Provided material
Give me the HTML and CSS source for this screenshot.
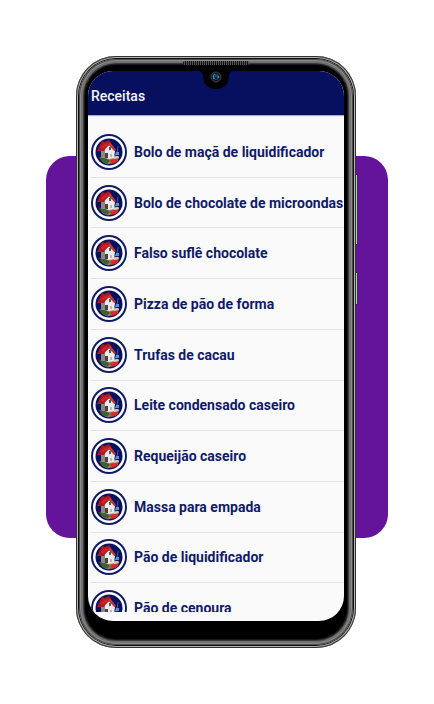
FILE: index.html
```html
<!DOCTYPE html>
<html lang="pt-BR">
<head>
    <meta charset="UTF-8">
    <meta name="viewport" content="width=device-width, initial-scale=1.0">
    <title>Receitas</title>
    <link rel="stylesheet" href="styles.css">
</head>
<body>
    <!-- recipe badge, used by every row -->
    <svg class="sprite" aria-hidden="true">
        <symbol id="house" viewBox="0 0 36 36">
            <circle cx="18" cy="18" r="18" fill="#101b66"/>
            <circle cx="18" cy="18" r="16" fill="#fff"/>
            <circle cx="18" cy="18" r="13.5" fill="#07105f"/>
            <path d="M9 23l8-2 11 1-2 5q-5 4-11 3-5-2-6-7z" fill="#8f8377"/>
            <path d="M8 23l6 0 5 4-3 3q-6-2-8-7z" fill="#3d6130"/>
            <path d="M19 26l9-2-1 3q-3 3-7 3z" fill="#dc2a25"/>
            <path d="M22 23l5-1 1 2-5 1z" fill="#d9cdbb"/>
            <path d="M10 17l8-6 6 6-1 7-5 1-8-2z" fill="#eceae8"/>
            <path d="M10 17l4-1v8l-4-1z" fill="#8e8585"/>
            <path d="M6 17l3-6 2-4 3 1 4-2 2 3-5 5-2 3z" fill="#b0161d"/>
            <path d="M10 13l5-4 2 1-5 5z" fill="#d3232a"/>
            <path d="M19 8l6 8-2 1-5-6-4 4z" fill="#c33935"/>
            <path d="M18 13h2v3h-2z" fill="#55535c"/>
            <path d="M14 19h3v5h-3z" fill="#4d4040"/>
            <path d="M19 20h2v3h-2z" fill="#b9b5b5"/>
            <path d="M27 12l-1 7" stroke="#315fa6" fill="none"/>
            <path d="M25 18h3v3h-4z" fill="#5d91cb"/>
        </symbol>
    </svg>

    <main class="stage">
        <div class="backdrop"></div>
        <div class="phone">
            <span class="side-button volume"></span>
            <span class="side-button power"></span>
            <span class="speaker"></span>
            <div class="bezel">
                <div class="screen">
                    <svg class="notch" viewBox="0 0 36 19" aria-hidden="true">
                        <path d="M0 0h36q-5 0-5 5-1 13-13 13t-13-13q0-5-5-5z" fill="#000"/>
                        <circle cx="18" cy="6" r="5" fill="#111820" stroke="#3b3f43"/>
                        <circle cx="18" cy="6" r="3" fill="#18466d"/>
                        <path d="M16 8q-2-4 1-5M20 5l1 2" stroke="#4ba0d8" fill="none"/>
                        <circle cx="18" cy="7" r="1" fill="#081018"/>
                    </svg>
                    <header class="app-bar">
                        <h1>Receitas</h1>
                    </header>
                    <div class="list-view">
                        <ul class="recipes">
                            <li><svg class="badge"><use href="#house"/></svg><span>Bolo de maçã de liquidificador</span></li>
                            <li><svg class="badge"><use href="#house"/></svg><span>Bolo de chocolate de microondas</span></li>
                            <li><svg class="badge"><use href="#house"/></svg><span>Falso suflê chocolate</span></li>
                            <li><svg class="badge"><use href="#house"/></svg><span>Pizza de pão de forma</span></li>
                            <li><svg class="badge"><use href="#house"/></svg><span>Trufas de cacau</span></li>
                            <li><svg class="badge"><use href="#house"/></svg><span>Leite condensado caseiro</span></li>
                            <li><svg class="badge"><use href="#house"/></svg><span>Requeijão caseiro</span></li>
                            <li><svg class="badge"><use href="#house"/></svg><span>Massa para empada</span></li>
                            <li><svg class="badge"><use href="#house"/></svg><span>Pão de liquidificador</span></li>
                            <li><svg class="badge"><use href="#house"/></svg><span>Pão de cenoura</span></li>
                        </ul>
                    </div>
                </div>
            </div>
        </div>
    </main>
</body>
</html>
```

FILE: styles.css
```css
* {
    box-sizing: border-box;
}
body {
    margin: 0;
    background: #fff;
    font-family: Roboto, "Liberation Sans", sans-serif;
}
.sprite {
    position: absolute;
    width: 0;
    height: 0;
}
.stage {
    display: grid;
    justify-items: center;
    padding: 56px 46px;
}
.backdrop {
    grid-area: 1 / 1;
    width: 100%;
    max-width: 342px;
    margin: 100px 0 110px;
    border-radius: 24px;
    background: #63149b;
}
.phone {
    grid-area: 1 / 1;
    position: relative;
    width: 100%;
    max-width: 280px;
    margin-right: 2px;
    padding: 3px;
    border-radius: 40px;
    background: #111;
    box-shadow: inset 0 0 0 1px #333, inset 0 0 0 2px #b5b1ae;
}
.bezel {
    padding: 12px 9px 24px;
    border-radius: 37px;
    background: #000;
    box-shadow: inset 0 0 0 1px #4a4a4a, inset 0 0 0 2px #8c8c8c, inset 0 0 0 4px #707070, inset 0 0 0 5px #3a3a3a, inset 0 0 0 6px #181818;
}
.screen {
    position: relative;
    overflow: hidden;
    padding-bottom: 9px;
    border-radius: 25px;
    background: #fafafa;
}
.app-bar {
    display: flex;
    align-items: center;
    height: 44px;
    padding: 6px 3px 0;
    background: #07105f;
    box-shadow: 0 1px 1px #aaaec8;
}
h1 {
    margin: 0;
    color: #f4f4fa;
    font-size: 14px;
    font-weight: 500;
}
.notch {
    position: absolute;
    top: 0;
    left: 50%;
    width: 36px;
    height: 19px;
    transform: translateX(-50%);
}
.speaker {
    position: absolute;
    top: 5px;
    left: 50%;
    width: 66px;
    height: 4px;
    border-radius: 2px;
    background: repeating-linear-gradient(90deg, #111 0 1px, #555 1px 2px);
    transform: translateX(-50%);
    z-index: 1;
}
.side-button {
    position: absolute;
    right: -2px;
    width: 3px;
    border: 1px solid #333;
    background: #c9c5c0;
}
.volume {
    top: 118px;
    height: 71px;
}
.power {
    top: 216px;
    height: 33px;
}
.list-view {
    height: 497px;
    padding: 12px 0 0 3px;
    overflow: hidden;
}
.recipes {
    display: grid;
    grid-auto-rows: 1fr;
    height: 507px;
    margin: 0;
    padding: 0;
    list-style: none;
}
.recipes li {
    display: flex;
    align-items: center;
    gap: 7px;
    border-bottom: 1px solid #e2e2e2;
    color: #101b66;
    font-size: 14px;
    font-weight: 700;
    white-space: nowrap;
}
.badge {
    flex: none;
    width: 36px;
    height: 36px;
}
```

Written request
Exclude the pictures, and transcribe all of the material exactly.

Solved exercise
Give me the HTML and CSS source for this screenshot.
FILE: index.html
```html
<!DOCTYPE html>
<html lang="pt-BR">
<head>
    <meta charset="UTF-8">
    <meta name="viewport" content="width=device-width, initial-scale=1.0">
    <title>Receitas</title>
    <link rel="stylesheet" href="styles.css">
</head>
<body>
    <!-- recipe badge, used by every row -->
    <svg class="sprite" aria-hidden="true">
        <symbol id="house" viewBox="0 0 36 36">
            <circle cx="18" cy="18" r="18" fill="#101b66"/>
            <circle cx="18" cy="18" r="16" fill="#fff"/>
            <circle cx="18" cy="18" r="13.5" fill="#07105f"/>
            <path d="M9 23l8-2 11 1-2 5q-5 4-11 3-5-2-6-7z" fill="#8f8377"/>
            <path d="M8 23l6 0 5 4-3 3q-6-2-8-7z" fill="#3d6130"/>
            <path d="M19 26l9-2-1 3q-3 3-7 3z" fill="#dc2a25"/>
            <path d="M22 23l5-1 1 2-5 1z" fill="#d9cdbb"/>
            <path d="M10 17l8-6 6 6-1 7-5 1-8-2z" fill="#eceae8"/>
            <path d="M10 17l4-1v8l-4-1z" fill="#8e8585"/>
            <path d="M6 17l3-6 2-4 3 1 4-2 2 3-5 5-2 3z" fill="#b0161d"/>
            <path d="M10 13l5-4 2 1-5 5z" fill="#d3232a"/>
            <path d="M19 8l6 8-2 1-5-6-4 4z" fill="#c33935"/>
            <path d="M18 13h2v3h-2z" fill="#55535c"/>
            <path d="M14 19h3v5h-3z" fill="#4d4040"/>
            <path d="M19 20h2v3h-2z" fill="#b9b5b5"/>
            <path d="M27 12l-1 7" stroke="#315fa6" fill="none"/>
            <path d="M25 18h3v3h-4z" fill="#5d91cb"/>
        </symbol>
    </svg>

    <main class="stage">
        <div class="backdrop"></div>
        <div class="phone">
            <span class="side-button volume"></span>
            <span class="side-button power"></span>
            <span class="speaker"></span>
            <div class="bezel">
                <div class="screen">
                    <svg class="notch" viewBox="0 0 36 19" aria-hidden="true">
                        <path d="M0 0h36q-5 0-5 5-1 13-13 13t-13-13q0-5-5-5z" fill="#000"/>
                        <circle cx="18" cy="6" r="5" fill="#111820" stroke="#3b3f43"/>
                        <circle cx="18" cy="6" r="3" fill="#18466d"/>
                        <path d="M16 8q-2-4 1-5M20 5l1 2" stroke="#4ba0d8" fill="none"/>
                        <circle cx="18" cy="7" r="1" fill="#081018"/>
                    </svg>
                    <header class="app-bar">
                        <h1>Receitas</h1>
                    </header>
                    <div class="list-view">
                        <ul class="recipes">
                            <li><svg class="badge"><use href="#house"/></svg><span>Bolo de maçã de liquidificador</span></li>
                            <li><svg class="badge"><use href="#house"/></svg><span>Bolo de chocolate de microondas</span></li>
                            <li><svg class="badge"><use href="#house"/></svg><span>Falso suflê chocolate</span></li>
                            <li><svg class="badge"><use href="#house"/></svg><span>Pizza de pão de forma</span></li>
                            <li><svg class="badge"><use href="#house"/></svg><span>Trufas de cacau</span></li>
                            <li><svg class="badge"><use href="#house"/></svg><span>Leite condensado caseiro</span></li>
                            <li><svg class="badge"><use href="#house"/></svg><span>Requeijão caseiro</span></li>
                            <li><svg class="badge"><use href="#house"/></svg><span>Massa para empada</span></li>
                            <li><svg class="badge"><use href="#house"/></svg><span>Pão de liquidificador</span></li>
                            <li><svg class="badge"><use href="#house"/></svg><span>Pão de cenoura</span></li>
                        </ul>
                    </div>
                </div>
            </div>
        </div>
    </main>
</body>
</html>
```

FILE: styles.css
```css
* {
    box-sizing: border-box;
}
body {
    margin: 0;
    background: #fff;
    font-family: Roboto, "Liberation Sans", sans-serif;
}
.sprite {
    position: absolute;
    width: 0;
    height: 0;
}
.stage {
    display: grid;
    justify-items: center;
    padding: 56px 46px;
}
.backdrop {
    grid-area: 1 / 1;
    width: 100%;
    max-width: 342px;
    margin: 100px 0 110px;
    border-radius: 24px;
    background: #63149b;
}
.phone {
    grid-area: 1 / 1;
    position: relative;
    width: 100%;
    max-width: 280px;
    margin-right: 2px;
    padding: 3px;
    border-radius: 40px;
    background: #111;
    box-shadow: inset 0 0 0 1px #333, inset 0 0 0 2px #b5b1ae;
}
.bezel {
    padding: 12px 9px 24px;
    border-radius: 37px;
    background: #000;
    box-shadow: inset 0 0 0 1px #4a4a4a, inset 0 0 0 2px #8c8c8c, inset 0 0 0 4px #707070, inset 0 0 0 5px #3a3a3a, inset 0 0 0 6px #181818;
}
.screen {
    position: relative;
    overflow: hidden;
    padding-bottom: 9px;
    border-radius: 25px;
    background: #fafafa;
}
.app-bar {
    display: flex;
    align-items: center;
    height: 44px;
    padding: 6px 3px 0;
    background: #07105f;
    box-shadow: 0 1px 1px #aaaec8;
}
h1 {
    margin: 0;
    color: #f4f4fa;
    font-size: 14px;
    font-weight: 500;
}
.notch {
    position: absolute;
    top: 0;
    left: 50%;
    width: 36px;
    height: 19px;
    transform: translateX(-50%);
}
.speaker {
    position: absolute;
    top: 5px;
    left: 50%;
    width: 66px;
    height: 4px;
    border-radius: 2px;
    background: repeating-linear-gradient(90deg, #111 0 1px, #555 1px 2px);
    transform: translateX(-50%);
    z-index: 1;
}
.side-button {
    position: absolute;
    right: -2px;
    width: 3px;
    border: 1px solid #333;
    background: #c9c5c0;
}
.volume {
    top: 118px;
    height: 71px;
}
.power {
    top: 216px;
    height: 33px;
}
.list-view {
    height: 497px;
    padding: 12px 0 0 3px;
    overflow: hidden;
}
.recipes {
    display: grid;
    grid-auto-rows: 1fr;
    height: 507px;
    margin: 0;
    padding: 0;
    list-style: none;
}
.recipes li {
    display: flex;
    align-items: center;
    gap: 7px;
    border-bottom: 1px solid #e2e2e2;
    color: #101b66;
    font-size: 14px;
    font-weight: 700;
    white-space: nowrap;
}
.badge {
    flex: none;
    width: 36px;
    height: 36px;
}
```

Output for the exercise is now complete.